Fm reminded of the opposition to railreplacement buses in this country when the Beeching Plans began to bite; in Newfoundland, too, there were plenty of critics to claim that buses would be unsuitable for winter use. In fact, Canadian National has now carried 434,036 passengers on this service since the end of 1968, with only 19 minor injuries. There have been "incidents"—but this is only to be expected on a route on which, for example, near the ominously named Wreckhouse the wind can howl down from the mountains in sudden 100 mph gusts. And my Canadian correspondent tells me that a few buses have been blown straight off the icy highway into the ditch.

The food problem arises from an occasion last winter when a severe storm trapped a bus 75 miles from base. Now CN has promised to see that its winter buses have rations aboard.

• Snow? What snow?

They certainly go in for weather on a grand scale over there. I've just been reading about the way in which hauliers have been switching their vehicles from the old Trans-Canada Highway to the new Yell owhead route, particularly over the sections of the two roads which pass through the Rocky Mountains. Truck operators feel that the new route offers a quicker and safer all-weather road and lacks the steep gradients which consumes so much time and fuel on the old road. There is also the little matter of dodging avalanches, not unknown on the TransCanada. I'm told that the change of routes, with the fewer, easier hills, can save up to 60gal of fuel on a round trip.

The most striking statistic, though, in favour of the change is in the average snowfall. Truckers are happy to chance their arm on the Yellowhead, where at Blue River there can be I59in. of snow a year; after all, it means they can dodge Rogers Pass where the annual snowfall is 370in.

• Ladies again

No doubt about it, the barrier against women drivers on buses is crumbling. At the weekend Midland Red's first woman bus driver in the Warwick and Leamington area took to the road, despite the fact that she had previously had only a few lessons driving a car. She passed her test with flying colours on a crash-gearbox double-decker in Birmingham. Valerie Berry has only been with the company for eight months, as a conductress— and over at Hinckley the first two Midland Red women drivers there have just completed six months at the wheel. They say they have had no resistance from the men drivers; perhaps they had better come down to London for a chat with the Metropolitan opposition.

• Unconcerned age

This week's report, "Age Concern on Transport", by the National Old People's Welfare Council, highlighting the difficulties experienced by senior citizens, is unlikely to make very much impression in Laugharne in South Wales, where the local bus proprietor, Tudor Williams, is 80. For 63 years every Wednesday and Saturday he has run passen gers to the market at Carmarthen.

He started the business back in 1908 with a horse-drawn six-seater wagonette and when his horses were commandeered in the First World War, he used two model T Ford saloons; he obtained petrol from the village doctor.

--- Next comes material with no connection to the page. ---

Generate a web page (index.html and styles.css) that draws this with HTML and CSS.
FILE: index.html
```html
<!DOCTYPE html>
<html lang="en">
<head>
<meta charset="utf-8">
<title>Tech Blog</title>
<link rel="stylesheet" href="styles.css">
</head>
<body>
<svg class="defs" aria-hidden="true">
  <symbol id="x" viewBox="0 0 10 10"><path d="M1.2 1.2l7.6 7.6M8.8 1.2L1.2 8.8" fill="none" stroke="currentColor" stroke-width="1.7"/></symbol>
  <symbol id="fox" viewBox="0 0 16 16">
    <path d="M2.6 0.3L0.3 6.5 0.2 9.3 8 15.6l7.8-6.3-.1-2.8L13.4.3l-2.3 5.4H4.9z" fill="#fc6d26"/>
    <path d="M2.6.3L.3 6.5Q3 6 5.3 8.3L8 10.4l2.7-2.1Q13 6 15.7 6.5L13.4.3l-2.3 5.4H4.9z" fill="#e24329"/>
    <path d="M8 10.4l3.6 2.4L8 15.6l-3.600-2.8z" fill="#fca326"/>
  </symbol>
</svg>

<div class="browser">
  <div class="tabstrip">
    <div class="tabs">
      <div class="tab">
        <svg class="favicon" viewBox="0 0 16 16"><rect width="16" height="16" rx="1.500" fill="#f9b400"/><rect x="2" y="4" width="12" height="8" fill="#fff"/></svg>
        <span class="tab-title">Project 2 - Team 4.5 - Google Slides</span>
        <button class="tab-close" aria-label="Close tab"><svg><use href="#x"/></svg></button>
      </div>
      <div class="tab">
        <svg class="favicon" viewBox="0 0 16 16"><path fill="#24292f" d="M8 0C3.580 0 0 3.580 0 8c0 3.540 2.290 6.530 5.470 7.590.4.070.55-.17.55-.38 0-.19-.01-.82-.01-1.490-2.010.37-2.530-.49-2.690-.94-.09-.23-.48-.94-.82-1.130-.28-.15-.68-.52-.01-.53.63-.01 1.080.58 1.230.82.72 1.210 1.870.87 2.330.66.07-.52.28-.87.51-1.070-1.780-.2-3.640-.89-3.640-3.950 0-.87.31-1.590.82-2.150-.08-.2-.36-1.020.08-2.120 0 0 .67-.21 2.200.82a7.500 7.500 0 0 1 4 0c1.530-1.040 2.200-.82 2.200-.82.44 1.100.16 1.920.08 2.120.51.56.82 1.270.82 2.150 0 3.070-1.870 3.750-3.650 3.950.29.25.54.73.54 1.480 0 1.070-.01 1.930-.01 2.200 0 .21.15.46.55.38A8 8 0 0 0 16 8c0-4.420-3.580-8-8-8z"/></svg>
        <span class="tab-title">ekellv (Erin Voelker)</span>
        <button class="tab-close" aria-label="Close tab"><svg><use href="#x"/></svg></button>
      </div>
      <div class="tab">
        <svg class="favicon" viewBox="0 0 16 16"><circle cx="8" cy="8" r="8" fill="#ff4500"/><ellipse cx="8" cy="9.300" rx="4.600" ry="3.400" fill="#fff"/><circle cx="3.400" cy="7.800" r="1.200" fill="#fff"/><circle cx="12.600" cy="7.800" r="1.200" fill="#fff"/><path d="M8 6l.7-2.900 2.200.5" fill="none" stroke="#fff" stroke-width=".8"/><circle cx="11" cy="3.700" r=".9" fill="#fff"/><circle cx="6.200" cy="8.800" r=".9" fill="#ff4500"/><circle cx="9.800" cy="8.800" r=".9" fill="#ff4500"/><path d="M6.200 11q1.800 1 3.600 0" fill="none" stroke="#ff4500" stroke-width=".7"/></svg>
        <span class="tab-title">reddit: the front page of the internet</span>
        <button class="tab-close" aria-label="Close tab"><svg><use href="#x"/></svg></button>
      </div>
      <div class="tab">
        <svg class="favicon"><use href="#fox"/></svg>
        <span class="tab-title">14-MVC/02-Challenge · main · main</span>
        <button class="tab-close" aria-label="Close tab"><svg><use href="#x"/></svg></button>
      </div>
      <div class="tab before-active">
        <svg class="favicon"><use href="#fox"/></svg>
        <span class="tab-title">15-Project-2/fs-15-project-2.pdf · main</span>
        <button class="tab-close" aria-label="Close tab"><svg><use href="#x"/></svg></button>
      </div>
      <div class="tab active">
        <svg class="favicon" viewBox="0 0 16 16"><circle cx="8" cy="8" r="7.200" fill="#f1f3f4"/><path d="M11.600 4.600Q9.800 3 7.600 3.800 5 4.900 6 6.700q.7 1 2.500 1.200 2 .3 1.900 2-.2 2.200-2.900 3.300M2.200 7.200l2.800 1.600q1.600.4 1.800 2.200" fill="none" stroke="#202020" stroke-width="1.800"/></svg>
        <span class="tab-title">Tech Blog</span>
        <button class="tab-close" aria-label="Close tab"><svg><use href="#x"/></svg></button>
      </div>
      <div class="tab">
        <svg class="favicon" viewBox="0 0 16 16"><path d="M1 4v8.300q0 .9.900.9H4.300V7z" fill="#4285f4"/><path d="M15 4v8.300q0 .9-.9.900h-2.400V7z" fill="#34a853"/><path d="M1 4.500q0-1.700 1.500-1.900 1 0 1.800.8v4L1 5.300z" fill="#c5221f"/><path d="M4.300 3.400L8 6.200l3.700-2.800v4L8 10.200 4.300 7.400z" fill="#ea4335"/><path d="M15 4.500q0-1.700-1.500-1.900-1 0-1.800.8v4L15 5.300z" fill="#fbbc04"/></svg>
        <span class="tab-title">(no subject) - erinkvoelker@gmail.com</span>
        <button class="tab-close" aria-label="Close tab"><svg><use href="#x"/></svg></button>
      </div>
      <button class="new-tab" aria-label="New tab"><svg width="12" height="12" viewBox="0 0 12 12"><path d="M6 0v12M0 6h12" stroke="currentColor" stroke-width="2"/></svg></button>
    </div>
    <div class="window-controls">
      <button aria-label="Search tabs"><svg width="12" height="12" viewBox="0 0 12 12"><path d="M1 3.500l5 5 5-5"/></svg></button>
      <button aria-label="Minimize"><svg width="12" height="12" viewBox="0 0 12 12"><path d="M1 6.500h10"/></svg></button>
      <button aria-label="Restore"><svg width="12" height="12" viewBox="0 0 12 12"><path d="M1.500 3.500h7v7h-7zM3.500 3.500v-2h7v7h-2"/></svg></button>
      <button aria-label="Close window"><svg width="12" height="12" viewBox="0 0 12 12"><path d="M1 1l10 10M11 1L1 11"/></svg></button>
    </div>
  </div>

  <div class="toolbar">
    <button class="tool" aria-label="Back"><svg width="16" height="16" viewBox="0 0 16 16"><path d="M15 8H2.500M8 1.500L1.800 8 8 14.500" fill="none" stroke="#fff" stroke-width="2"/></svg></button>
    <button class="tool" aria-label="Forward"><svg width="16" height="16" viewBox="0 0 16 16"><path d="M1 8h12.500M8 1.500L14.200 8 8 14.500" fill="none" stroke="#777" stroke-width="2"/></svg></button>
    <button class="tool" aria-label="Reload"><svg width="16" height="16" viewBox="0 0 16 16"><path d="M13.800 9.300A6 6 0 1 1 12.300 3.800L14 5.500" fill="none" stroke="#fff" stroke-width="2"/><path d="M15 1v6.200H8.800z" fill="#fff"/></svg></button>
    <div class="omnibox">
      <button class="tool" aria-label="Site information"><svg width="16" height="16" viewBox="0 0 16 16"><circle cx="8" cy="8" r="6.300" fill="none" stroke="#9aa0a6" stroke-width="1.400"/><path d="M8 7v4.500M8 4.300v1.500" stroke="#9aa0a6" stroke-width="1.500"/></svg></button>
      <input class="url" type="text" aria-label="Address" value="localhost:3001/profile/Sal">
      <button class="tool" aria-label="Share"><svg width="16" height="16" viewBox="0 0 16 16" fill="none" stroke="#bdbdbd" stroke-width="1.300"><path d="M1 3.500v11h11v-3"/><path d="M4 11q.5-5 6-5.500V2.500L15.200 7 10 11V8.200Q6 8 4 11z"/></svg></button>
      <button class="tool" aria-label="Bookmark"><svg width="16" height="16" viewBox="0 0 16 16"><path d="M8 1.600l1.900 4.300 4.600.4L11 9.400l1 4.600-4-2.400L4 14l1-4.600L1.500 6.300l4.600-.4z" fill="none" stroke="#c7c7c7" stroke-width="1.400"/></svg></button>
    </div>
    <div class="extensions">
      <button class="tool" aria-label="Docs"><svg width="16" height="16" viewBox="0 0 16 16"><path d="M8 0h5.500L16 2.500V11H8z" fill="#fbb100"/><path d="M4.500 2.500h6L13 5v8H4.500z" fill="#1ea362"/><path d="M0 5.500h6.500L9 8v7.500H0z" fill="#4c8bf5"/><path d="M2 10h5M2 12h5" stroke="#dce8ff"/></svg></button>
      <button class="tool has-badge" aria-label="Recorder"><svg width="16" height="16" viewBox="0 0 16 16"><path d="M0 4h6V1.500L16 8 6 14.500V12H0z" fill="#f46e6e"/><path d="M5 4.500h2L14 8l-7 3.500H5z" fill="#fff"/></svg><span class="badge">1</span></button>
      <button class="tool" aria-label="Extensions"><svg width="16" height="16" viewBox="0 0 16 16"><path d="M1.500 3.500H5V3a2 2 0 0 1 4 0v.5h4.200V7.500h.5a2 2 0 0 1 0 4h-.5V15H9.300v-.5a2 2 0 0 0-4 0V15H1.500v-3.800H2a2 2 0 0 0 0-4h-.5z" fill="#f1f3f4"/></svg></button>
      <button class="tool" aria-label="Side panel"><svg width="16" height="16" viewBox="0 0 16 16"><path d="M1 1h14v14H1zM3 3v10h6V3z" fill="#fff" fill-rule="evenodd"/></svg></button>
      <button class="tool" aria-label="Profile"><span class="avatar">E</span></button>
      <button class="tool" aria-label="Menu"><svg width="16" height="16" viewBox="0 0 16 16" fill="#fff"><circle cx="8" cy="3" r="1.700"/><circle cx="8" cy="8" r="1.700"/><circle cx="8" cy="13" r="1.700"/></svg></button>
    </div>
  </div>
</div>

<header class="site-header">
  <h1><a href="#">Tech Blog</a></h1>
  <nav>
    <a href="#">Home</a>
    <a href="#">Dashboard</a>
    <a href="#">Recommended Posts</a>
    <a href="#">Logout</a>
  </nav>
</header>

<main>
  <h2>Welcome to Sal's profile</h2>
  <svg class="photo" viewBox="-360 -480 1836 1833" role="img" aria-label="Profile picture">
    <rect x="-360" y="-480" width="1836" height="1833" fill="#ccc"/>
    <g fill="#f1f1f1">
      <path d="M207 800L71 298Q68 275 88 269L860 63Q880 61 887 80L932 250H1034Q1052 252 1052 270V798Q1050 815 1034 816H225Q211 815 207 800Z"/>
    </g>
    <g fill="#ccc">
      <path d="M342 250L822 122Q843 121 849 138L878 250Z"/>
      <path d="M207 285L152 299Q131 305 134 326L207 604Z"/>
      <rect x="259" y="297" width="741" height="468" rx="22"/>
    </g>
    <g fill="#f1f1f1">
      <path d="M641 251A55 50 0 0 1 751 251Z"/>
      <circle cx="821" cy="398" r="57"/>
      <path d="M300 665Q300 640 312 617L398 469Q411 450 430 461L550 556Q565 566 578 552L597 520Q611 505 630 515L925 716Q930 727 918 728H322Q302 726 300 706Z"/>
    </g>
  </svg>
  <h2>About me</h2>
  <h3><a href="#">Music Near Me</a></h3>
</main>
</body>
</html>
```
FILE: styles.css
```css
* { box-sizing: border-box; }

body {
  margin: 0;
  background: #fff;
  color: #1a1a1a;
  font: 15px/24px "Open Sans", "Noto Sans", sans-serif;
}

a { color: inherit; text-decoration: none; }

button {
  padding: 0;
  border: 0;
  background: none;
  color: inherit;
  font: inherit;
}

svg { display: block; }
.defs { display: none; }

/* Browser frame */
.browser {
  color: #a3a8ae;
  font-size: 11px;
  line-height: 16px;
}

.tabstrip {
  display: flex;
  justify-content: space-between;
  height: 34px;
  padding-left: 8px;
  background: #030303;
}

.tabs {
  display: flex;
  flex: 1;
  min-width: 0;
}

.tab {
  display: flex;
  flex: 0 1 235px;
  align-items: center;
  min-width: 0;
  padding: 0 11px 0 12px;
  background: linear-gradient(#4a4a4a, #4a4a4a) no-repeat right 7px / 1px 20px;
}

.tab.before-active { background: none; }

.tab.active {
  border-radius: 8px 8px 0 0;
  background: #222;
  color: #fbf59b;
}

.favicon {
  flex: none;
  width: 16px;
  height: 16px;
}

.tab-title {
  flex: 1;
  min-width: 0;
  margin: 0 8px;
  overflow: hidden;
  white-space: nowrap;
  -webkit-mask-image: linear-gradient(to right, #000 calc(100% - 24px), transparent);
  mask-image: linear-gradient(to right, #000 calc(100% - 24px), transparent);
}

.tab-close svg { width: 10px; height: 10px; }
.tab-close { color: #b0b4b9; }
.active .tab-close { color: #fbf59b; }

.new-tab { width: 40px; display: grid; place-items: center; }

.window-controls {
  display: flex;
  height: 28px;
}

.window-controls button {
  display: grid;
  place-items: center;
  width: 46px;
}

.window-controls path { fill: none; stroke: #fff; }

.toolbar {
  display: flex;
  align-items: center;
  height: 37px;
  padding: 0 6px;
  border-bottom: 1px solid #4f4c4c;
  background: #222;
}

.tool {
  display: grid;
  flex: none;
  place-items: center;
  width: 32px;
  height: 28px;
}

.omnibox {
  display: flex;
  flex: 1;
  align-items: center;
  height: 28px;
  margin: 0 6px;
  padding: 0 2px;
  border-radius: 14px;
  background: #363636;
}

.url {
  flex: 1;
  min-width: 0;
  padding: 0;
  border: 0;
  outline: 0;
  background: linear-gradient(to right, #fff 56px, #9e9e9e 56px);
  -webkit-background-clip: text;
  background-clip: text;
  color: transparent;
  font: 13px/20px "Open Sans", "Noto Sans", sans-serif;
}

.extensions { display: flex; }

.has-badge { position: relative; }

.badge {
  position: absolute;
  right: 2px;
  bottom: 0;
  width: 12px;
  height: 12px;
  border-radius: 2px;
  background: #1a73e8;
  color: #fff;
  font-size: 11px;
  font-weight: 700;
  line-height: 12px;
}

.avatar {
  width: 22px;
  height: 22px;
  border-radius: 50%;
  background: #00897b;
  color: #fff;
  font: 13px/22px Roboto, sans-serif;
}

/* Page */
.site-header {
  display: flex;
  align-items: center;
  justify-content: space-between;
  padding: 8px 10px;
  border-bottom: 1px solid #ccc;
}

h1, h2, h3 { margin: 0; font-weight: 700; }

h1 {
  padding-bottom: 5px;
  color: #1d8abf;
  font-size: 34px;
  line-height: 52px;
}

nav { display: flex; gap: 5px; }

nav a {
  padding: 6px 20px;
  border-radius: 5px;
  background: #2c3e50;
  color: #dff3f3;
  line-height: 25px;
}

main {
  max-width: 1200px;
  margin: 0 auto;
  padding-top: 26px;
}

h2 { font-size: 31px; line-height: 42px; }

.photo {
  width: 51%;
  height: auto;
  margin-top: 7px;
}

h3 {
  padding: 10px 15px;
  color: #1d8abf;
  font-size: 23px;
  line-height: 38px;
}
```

Today, he is running 12 buses but the one he favours is a 29-seater 1948 Bedford.

• Up the fares

How would you take to 50p bus fares for local journeys? The suggestion is put forward seriously by Sam Brittan in a new Pamplet "Government and Market Economy" just published by the Institute of Economic Affairs. Mr Brittan reckons that Londoners, for example, would be quite happy to pay 25p or 50p to get home in the small hours when the only alternative is a £5 taxi; he believes that the high fares would permit really attractive premium wages to get the necessary staff for an all-night bus or tube service.

His theme is that authoritarianism and the Welfare State have drained all commercial imagination from, several sectors of British life, to the general loss of all. He would like to see an end to the London taxi-cab monopoly and the encouragement of a whole range of competitive minibus operators to give the public a range of prices, luxury and availability while still using the roads to better effect than commuting cars.

Mr Brittan is dead against cutting out loss-making bus routes and thinks it would be more sensible to encourage transport services to experiment with fares at twice or three times the present level. He admits this would be unpopular to start with, but thinks that in the long run it would be better than throwing the whole travelling public into the private car melee.